Return each line of the listing below, unchanged, and omit the images.

• Provided data:
* Start *

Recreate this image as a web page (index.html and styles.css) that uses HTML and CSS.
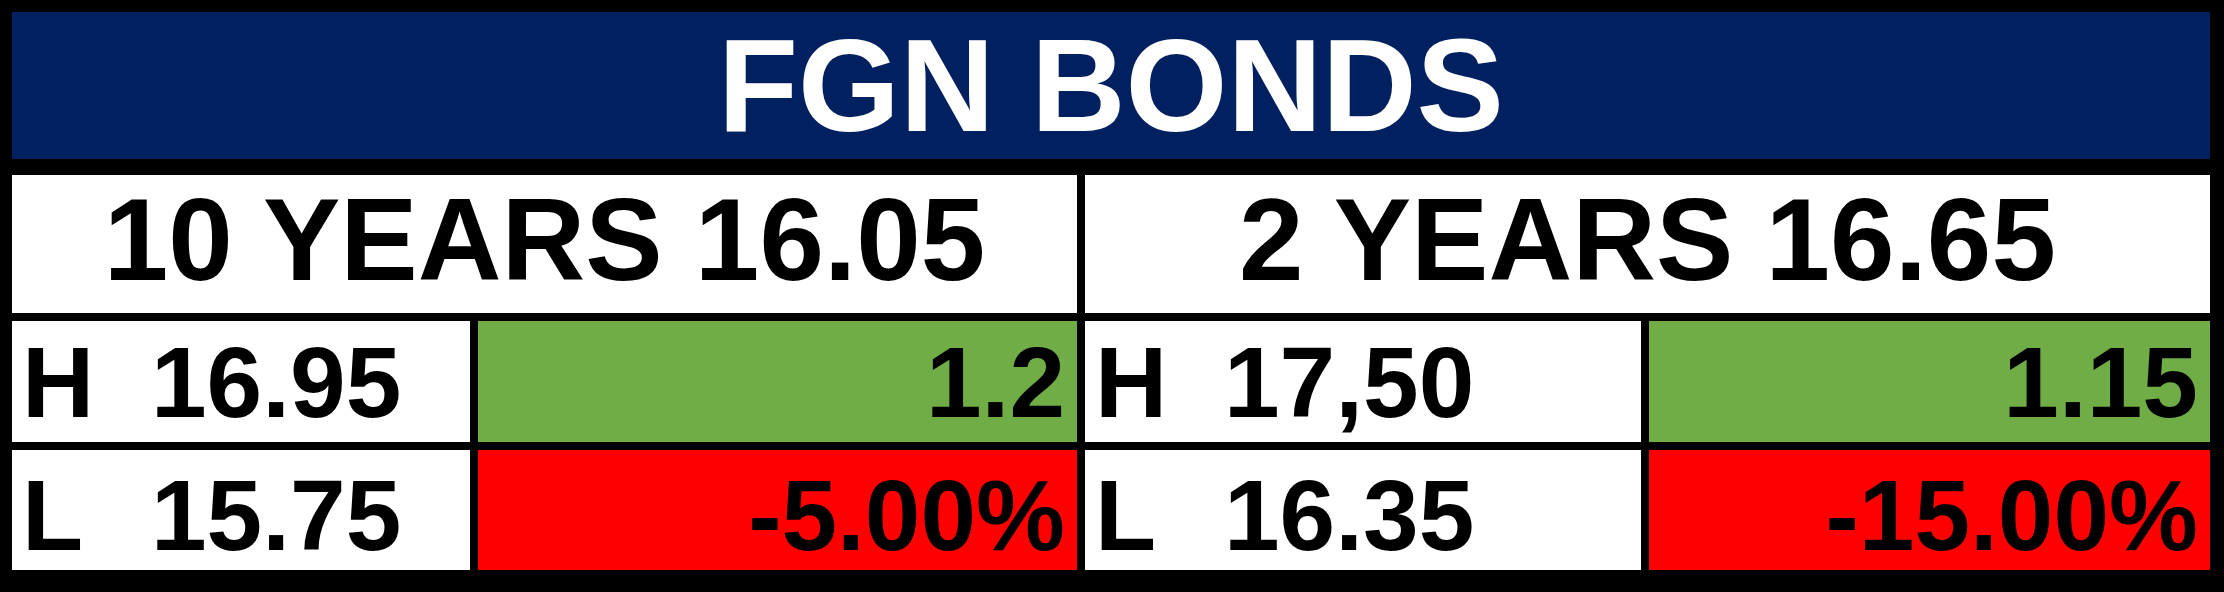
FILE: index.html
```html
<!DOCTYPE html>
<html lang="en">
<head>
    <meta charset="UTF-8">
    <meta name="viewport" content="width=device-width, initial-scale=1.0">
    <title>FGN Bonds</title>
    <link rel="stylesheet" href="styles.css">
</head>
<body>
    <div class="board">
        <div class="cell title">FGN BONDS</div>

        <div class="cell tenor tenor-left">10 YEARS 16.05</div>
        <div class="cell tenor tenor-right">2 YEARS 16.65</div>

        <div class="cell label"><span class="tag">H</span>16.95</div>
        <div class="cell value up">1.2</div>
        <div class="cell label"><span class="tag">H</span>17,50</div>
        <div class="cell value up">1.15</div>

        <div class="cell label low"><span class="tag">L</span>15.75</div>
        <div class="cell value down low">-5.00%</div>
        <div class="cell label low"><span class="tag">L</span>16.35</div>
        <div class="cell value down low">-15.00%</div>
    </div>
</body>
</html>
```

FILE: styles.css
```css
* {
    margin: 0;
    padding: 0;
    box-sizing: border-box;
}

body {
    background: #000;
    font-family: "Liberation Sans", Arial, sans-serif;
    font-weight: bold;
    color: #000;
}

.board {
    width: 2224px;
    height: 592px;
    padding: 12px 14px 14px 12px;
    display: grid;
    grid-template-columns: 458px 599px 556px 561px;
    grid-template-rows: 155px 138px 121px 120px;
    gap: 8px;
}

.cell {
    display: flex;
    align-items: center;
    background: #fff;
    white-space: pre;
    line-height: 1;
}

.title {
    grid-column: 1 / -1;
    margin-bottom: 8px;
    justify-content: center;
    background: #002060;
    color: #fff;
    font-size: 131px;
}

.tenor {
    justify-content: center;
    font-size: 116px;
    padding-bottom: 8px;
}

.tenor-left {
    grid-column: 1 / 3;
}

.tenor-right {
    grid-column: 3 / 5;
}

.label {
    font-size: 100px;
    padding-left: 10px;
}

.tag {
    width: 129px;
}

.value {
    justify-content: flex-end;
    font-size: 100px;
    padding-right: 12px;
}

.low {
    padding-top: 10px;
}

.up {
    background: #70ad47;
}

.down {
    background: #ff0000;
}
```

* End *

• Reply to the task:
Recreate this image as a web page (index.html and styles.css) that uses HTML and CSS.
FILE: index.html
```html
<!DOCTYPE html>
<html lang="en">
<head>
    <meta charset="UTF-8">
    <meta name="viewport" content="width=device-width, initial-scale=1.0">
    <title>FGN Bonds</title>
    <link rel="stylesheet" href="styles.css">
</head>
<body>
    <div class="board">
        <div class="cell title">FGN BONDS</div>

        <div class="cell tenor tenor-left">10 YEARS 16.05</div>
        <div class="cell tenor tenor-right">2 YEARS 16.65</div>

        <div class="cell label"><span class="tag">H</span>16.95</div>
        <div class="cell value up">1.2</div>
        <div class="cell label"><span class="tag">H</span>17,50</div>
        <div class="cell value up">1.15</div>

        <div class="cell label low"><span class="tag">L</span>15.75</div>
        <div class="cell value down low">-5.00%</div>
        <div class="cell label low"><span class="tag">L</span>16.35</div>
        <div class="cell value down low">-15.00%</div>
    </div>
</body>
</html>
```

FILE: styles.css
```css
* {
    margin: 0;
    padding: 0;
    box-sizing: border-box;
}

body {
    background: #000;
    font-family: "Liberation Sans", Arial, sans-serif;
    font-weight: bold;
    color: #000;
}

.board {
    width: 2224px;
    height: 592px;
    padding: 12px 14px 14px 12px;
    display: grid;
    grid-template-columns: 458px 599px 556px 561px;
    grid-template-rows: 155px 138px 121px 120px;
    gap: 8px;
}

.cell {
    display: flex;
    align-items: center;
    background: #fff;
    white-space: pre;
    line-height: 1;
}

.title {
    grid-column: 1 / -1;
    margin-bottom: 8px;
    justify-content: center;
    background: #002060;
    color: #fff;
    font-size: 131px;
}

.tenor {
    justify-content: center;
    font-size: 116px;
    padding-bottom: 8px;
}

.tenor-left {
    grid-column: 1 / 3;
}

.tenor-right {
    grid-column: 3 / 5;
}

.label {
    font-size: 100px;
    padding-left: 10px;
}

.tag {
    width: 129px;
}

.value {
    justify-content: flex-end;
    font-size: 100px;
    padding-right: 12px;
}

.low {
    padding-top: 10px;
}

.up {
    background: #70ad47;
}

.down {
    background: #ff0000;
}
```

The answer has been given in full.